::: Information supplied :::

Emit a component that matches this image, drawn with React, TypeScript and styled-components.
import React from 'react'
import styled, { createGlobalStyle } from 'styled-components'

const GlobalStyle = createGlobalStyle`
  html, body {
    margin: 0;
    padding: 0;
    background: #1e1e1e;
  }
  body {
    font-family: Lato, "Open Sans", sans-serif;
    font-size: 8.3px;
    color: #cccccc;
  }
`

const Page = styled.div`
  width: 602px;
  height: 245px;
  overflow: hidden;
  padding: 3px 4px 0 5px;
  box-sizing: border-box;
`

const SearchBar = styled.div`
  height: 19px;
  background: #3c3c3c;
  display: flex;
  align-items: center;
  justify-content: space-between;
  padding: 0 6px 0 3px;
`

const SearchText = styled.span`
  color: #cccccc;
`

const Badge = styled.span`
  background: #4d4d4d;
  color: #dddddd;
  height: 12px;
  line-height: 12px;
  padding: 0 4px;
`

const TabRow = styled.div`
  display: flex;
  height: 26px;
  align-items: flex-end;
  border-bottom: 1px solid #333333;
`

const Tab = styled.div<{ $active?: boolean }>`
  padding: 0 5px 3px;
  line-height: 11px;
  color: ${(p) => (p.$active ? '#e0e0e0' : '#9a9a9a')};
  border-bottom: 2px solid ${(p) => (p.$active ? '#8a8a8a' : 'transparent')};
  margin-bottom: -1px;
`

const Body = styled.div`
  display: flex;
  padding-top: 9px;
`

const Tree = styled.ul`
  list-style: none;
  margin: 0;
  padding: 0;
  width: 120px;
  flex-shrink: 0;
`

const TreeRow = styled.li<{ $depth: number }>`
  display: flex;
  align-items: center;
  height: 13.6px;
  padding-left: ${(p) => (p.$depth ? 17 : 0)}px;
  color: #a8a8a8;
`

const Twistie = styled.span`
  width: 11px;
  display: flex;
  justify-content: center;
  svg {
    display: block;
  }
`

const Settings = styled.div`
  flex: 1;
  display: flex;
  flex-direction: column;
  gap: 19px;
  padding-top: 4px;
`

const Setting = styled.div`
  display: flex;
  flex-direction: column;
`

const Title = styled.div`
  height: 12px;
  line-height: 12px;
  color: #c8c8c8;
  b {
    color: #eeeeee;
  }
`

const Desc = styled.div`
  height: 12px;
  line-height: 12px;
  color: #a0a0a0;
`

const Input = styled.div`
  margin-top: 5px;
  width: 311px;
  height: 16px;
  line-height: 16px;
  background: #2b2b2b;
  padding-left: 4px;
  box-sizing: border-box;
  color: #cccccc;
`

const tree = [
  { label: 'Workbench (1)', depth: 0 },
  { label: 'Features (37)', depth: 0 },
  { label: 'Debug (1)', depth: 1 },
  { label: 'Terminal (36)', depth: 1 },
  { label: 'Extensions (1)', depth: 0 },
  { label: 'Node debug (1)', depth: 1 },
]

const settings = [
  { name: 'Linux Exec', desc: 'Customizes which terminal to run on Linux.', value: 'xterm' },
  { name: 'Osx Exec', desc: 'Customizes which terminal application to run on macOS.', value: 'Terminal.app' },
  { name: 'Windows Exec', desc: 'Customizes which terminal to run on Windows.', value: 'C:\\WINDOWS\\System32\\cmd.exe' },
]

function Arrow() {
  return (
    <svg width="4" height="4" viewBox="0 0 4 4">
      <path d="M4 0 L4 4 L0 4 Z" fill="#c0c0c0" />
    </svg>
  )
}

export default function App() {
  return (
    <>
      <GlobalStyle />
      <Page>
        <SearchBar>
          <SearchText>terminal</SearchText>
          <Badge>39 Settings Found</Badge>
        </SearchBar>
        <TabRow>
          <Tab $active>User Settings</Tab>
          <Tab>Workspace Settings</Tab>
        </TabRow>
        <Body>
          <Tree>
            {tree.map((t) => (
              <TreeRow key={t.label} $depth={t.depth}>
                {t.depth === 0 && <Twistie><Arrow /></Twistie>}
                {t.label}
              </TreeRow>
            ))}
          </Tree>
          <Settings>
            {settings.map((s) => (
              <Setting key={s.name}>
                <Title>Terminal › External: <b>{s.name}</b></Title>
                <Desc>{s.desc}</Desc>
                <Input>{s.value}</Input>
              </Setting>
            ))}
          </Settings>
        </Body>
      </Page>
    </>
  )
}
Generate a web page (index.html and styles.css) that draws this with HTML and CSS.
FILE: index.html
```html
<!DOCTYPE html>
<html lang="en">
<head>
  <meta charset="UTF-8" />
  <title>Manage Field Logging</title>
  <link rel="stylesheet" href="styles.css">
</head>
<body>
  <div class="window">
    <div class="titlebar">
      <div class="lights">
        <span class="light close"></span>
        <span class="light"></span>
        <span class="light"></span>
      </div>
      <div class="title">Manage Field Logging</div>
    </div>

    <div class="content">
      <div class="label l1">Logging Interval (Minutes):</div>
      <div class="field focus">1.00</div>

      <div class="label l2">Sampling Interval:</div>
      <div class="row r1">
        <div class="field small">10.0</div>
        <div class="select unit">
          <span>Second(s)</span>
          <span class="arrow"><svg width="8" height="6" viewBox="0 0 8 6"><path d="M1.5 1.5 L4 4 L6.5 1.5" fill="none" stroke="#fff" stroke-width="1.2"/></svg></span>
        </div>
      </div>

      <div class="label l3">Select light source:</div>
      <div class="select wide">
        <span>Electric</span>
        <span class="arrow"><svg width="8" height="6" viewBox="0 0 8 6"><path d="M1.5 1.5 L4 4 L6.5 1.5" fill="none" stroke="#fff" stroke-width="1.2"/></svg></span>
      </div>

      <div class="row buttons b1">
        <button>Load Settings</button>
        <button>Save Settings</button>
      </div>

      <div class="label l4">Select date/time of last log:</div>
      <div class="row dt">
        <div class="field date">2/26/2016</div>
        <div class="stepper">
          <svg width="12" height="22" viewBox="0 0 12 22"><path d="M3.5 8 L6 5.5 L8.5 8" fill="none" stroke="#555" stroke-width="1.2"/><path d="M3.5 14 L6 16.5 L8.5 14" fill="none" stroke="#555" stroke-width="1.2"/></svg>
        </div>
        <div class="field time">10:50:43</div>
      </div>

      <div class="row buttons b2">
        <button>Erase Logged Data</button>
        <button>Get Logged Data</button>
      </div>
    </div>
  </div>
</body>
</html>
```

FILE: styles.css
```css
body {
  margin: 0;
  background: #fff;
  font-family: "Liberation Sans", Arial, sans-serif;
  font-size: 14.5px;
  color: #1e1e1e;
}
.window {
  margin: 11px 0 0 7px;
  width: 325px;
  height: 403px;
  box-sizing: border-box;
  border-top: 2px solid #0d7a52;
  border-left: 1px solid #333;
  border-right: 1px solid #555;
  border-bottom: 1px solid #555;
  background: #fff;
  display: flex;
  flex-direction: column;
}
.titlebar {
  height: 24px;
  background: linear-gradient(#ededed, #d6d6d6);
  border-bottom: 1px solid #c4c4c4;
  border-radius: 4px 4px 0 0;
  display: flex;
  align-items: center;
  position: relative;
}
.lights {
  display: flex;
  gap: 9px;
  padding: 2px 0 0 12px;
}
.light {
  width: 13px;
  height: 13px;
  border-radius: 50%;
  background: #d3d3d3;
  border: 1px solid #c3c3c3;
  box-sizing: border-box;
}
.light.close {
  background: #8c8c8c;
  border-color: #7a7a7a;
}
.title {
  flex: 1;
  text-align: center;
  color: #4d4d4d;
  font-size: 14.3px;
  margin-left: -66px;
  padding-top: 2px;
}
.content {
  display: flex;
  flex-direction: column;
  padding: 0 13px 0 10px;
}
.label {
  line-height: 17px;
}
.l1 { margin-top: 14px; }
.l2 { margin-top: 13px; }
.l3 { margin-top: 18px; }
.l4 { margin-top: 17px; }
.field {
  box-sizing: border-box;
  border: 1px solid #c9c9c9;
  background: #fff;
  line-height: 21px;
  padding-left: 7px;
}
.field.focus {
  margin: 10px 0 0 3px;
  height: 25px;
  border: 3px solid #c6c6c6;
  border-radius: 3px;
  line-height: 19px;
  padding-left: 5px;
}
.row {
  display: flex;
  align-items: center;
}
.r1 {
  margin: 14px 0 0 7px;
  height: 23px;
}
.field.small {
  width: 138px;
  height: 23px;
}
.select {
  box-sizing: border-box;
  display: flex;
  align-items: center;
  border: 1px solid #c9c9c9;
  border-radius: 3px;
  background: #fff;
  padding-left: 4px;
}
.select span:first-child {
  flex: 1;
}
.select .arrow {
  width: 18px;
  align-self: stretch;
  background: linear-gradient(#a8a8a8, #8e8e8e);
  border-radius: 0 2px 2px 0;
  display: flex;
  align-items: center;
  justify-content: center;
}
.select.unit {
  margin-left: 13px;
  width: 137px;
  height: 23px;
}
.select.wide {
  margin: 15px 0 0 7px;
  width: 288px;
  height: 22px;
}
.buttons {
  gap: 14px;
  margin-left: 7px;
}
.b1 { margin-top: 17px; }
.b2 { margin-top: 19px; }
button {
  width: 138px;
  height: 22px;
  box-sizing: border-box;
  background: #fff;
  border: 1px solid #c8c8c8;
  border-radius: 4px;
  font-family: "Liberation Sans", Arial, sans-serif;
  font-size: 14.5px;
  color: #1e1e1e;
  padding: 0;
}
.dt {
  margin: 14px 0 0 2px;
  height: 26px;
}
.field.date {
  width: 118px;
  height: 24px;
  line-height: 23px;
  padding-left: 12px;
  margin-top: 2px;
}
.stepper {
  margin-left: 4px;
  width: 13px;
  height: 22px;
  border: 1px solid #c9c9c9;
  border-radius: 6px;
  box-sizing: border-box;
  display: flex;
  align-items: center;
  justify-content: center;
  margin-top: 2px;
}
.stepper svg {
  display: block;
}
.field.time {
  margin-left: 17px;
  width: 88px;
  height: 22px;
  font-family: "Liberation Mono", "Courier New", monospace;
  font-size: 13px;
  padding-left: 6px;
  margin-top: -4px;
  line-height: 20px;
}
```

:::

What the task requires: Check each line of the records above for "React", and copy those that have it.

Solution for this exercise:
Emit a component that matches this image, drawn with React, TypeScript and styled-components.
import React from 'react'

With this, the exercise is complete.